:: MATERIAL
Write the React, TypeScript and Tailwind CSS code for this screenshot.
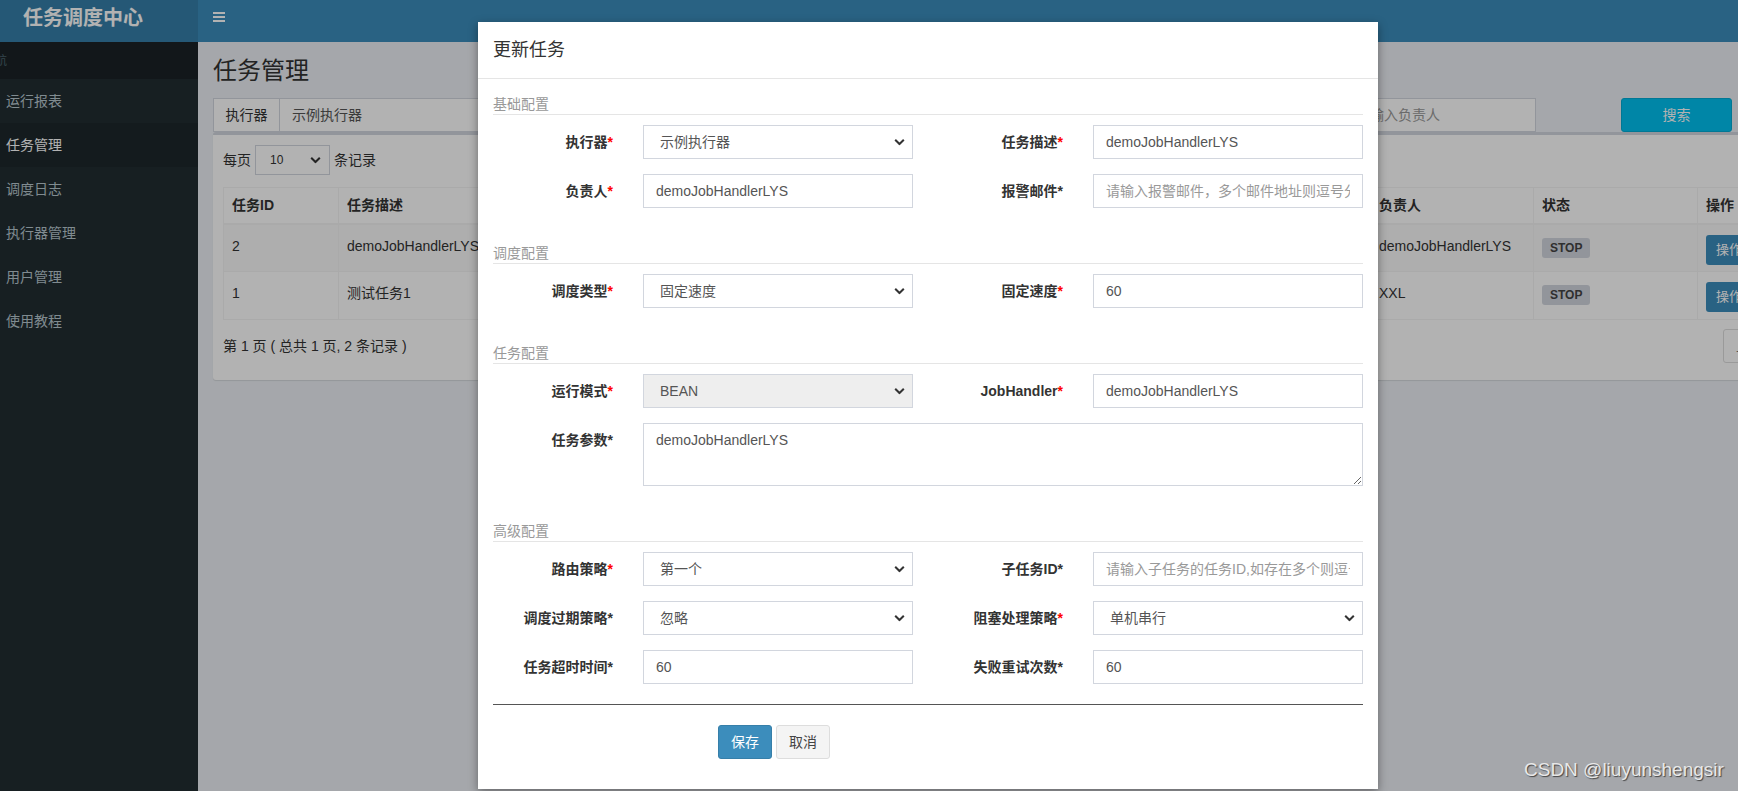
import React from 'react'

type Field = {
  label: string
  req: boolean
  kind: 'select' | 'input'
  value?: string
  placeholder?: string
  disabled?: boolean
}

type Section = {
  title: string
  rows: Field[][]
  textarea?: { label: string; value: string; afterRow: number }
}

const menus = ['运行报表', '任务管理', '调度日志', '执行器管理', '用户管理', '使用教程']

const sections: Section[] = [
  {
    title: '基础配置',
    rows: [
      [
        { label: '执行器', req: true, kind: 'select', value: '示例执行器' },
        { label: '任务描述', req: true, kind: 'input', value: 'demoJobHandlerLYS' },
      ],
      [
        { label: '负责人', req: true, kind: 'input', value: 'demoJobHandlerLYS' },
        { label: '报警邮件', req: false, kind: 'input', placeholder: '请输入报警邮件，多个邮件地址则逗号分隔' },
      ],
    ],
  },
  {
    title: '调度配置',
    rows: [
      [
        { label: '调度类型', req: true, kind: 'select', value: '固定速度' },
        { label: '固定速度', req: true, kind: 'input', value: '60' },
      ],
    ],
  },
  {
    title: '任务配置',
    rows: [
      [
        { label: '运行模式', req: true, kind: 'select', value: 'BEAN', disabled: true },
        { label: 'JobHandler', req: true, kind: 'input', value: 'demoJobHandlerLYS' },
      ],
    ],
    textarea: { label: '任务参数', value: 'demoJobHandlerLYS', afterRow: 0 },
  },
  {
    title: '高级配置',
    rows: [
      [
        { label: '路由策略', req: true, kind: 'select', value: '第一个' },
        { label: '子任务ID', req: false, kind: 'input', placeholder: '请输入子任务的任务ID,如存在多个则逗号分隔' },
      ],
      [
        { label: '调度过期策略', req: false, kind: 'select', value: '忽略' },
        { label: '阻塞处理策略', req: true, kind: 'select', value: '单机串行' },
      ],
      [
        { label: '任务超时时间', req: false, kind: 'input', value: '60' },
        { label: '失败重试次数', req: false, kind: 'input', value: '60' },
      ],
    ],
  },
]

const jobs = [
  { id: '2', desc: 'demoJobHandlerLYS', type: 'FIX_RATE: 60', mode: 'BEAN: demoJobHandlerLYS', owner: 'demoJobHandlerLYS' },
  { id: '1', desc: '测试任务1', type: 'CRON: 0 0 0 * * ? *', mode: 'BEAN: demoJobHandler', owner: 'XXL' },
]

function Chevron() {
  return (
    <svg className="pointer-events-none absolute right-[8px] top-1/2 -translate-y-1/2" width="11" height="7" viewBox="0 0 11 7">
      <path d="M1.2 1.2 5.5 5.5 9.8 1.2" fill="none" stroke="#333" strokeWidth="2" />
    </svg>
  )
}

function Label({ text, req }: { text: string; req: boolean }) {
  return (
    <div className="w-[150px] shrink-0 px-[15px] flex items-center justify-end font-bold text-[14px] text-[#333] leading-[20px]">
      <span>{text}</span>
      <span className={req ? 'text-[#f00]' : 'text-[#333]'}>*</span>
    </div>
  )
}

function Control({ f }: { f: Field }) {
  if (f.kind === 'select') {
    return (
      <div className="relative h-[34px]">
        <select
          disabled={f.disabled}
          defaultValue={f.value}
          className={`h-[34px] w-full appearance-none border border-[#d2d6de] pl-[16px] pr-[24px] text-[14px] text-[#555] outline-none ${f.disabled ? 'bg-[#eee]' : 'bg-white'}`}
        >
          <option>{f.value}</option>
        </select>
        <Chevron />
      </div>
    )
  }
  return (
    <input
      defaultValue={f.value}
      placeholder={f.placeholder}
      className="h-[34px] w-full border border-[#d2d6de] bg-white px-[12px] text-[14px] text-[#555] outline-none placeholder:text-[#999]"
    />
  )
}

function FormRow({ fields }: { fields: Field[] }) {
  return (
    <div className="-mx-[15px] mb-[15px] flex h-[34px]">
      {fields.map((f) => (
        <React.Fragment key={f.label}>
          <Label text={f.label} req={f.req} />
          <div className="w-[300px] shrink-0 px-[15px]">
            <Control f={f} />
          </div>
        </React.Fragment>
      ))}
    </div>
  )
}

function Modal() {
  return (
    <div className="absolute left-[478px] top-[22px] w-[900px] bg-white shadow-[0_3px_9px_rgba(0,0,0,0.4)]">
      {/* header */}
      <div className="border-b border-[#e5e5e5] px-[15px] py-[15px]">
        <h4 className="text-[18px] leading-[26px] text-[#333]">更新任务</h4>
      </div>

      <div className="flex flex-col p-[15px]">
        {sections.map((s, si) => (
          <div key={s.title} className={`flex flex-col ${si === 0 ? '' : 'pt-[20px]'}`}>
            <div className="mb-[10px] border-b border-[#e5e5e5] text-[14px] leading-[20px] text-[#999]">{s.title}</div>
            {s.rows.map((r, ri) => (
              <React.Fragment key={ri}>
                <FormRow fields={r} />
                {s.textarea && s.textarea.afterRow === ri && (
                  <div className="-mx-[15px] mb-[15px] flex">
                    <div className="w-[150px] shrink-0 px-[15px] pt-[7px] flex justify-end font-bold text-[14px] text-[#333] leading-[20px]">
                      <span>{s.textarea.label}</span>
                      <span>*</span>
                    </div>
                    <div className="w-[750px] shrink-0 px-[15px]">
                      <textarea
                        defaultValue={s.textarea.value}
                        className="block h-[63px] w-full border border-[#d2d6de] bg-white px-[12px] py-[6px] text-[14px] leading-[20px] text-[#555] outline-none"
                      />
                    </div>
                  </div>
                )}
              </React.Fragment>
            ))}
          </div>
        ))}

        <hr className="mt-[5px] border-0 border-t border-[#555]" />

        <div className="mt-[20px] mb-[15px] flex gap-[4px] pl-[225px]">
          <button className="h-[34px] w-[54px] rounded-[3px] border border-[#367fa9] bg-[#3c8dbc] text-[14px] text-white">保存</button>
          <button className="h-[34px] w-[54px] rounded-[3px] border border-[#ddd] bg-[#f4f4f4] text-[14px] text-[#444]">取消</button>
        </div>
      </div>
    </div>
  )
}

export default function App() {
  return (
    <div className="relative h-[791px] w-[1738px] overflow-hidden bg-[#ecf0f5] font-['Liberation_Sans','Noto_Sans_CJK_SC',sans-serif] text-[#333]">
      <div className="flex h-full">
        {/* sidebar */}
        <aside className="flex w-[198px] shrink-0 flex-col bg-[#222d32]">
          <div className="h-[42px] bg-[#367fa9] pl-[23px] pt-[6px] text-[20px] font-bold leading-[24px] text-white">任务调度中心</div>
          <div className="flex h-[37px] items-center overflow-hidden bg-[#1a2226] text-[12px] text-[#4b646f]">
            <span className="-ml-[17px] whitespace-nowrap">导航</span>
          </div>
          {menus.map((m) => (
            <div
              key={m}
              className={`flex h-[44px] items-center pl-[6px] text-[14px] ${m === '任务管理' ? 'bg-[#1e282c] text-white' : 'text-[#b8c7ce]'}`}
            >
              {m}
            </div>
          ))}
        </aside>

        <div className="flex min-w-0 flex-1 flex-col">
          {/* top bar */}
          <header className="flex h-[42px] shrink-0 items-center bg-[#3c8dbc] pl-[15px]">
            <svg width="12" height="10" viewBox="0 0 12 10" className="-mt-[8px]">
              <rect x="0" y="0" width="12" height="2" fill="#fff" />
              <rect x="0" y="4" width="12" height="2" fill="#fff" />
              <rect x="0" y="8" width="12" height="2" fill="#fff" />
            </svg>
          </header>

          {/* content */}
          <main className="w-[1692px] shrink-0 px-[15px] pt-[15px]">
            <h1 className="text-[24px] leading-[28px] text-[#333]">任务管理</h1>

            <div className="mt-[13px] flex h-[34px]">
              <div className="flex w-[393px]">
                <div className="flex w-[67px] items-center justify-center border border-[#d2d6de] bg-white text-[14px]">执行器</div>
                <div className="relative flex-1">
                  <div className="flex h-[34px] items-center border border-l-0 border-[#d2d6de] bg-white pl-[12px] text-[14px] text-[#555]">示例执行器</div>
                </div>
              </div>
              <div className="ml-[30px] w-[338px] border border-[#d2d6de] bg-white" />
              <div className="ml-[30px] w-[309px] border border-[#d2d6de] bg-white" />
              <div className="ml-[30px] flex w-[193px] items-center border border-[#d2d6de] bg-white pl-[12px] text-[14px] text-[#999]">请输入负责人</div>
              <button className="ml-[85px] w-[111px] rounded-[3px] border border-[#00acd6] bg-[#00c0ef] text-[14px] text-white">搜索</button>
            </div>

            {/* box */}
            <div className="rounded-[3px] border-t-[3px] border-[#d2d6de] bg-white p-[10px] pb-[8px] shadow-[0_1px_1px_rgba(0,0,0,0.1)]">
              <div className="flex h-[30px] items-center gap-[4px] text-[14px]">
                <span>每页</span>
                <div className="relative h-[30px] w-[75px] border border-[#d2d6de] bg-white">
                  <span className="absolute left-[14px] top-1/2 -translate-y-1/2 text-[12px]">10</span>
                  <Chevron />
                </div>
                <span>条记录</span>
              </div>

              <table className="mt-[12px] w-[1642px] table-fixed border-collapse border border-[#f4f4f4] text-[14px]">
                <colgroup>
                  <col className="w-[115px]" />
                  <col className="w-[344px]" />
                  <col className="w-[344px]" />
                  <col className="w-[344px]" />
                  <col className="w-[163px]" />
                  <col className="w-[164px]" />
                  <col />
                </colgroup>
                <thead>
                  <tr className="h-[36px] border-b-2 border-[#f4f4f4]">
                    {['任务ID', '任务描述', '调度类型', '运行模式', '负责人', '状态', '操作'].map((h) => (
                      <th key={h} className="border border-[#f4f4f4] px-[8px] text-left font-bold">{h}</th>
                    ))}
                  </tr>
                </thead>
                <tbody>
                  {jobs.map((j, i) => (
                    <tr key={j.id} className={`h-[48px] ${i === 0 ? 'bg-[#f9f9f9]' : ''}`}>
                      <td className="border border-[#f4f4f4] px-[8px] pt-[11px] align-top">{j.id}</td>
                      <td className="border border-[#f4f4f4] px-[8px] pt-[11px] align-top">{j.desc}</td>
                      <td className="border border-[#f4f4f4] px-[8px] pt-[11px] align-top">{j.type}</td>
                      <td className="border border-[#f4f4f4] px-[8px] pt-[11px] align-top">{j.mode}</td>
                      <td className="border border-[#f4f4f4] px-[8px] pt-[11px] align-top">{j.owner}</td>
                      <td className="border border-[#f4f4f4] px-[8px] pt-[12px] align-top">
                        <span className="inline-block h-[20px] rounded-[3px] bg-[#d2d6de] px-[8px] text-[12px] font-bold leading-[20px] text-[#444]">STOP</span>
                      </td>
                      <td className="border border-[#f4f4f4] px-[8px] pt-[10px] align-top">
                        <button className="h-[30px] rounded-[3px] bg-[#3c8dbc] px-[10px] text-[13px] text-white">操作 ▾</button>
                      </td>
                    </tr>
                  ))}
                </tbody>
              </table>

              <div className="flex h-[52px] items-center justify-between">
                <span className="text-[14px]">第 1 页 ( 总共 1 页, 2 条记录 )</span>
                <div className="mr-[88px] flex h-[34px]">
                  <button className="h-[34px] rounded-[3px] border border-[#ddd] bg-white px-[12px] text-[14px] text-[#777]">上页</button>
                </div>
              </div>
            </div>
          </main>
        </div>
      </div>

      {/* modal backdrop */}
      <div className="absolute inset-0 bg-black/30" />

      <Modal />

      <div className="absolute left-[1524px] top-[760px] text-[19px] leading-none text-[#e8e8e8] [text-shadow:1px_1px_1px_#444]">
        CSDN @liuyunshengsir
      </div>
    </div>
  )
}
::::
* [DO THIS]
From the top of the listing above, repeat each line exactly until you reach the line containing "const menus = ['运行报表', '任务管理', '调度日志', '执行器管理', '用户管理', '使用教程']", and repeat that one too. Leave the pictures out.

* [RESULT OF THE TASK]
Write the React, TypeScript and Tailwind CSS code for this screenshot.
import React from 'react'

type Field = {
  label: string
  req: boolean
  kind: 'select' | 'input'
  value?: string
  placeholder?: string
  disabled?: boolean
}

type Section = {
  title: string
  rows: Field[][]
  textarea?: { label: string; value: string; afterRow: number }
}

const menus = ['运行报表', '任务管理', '调度日志', '执行器管理', '用户管理', '使用教程']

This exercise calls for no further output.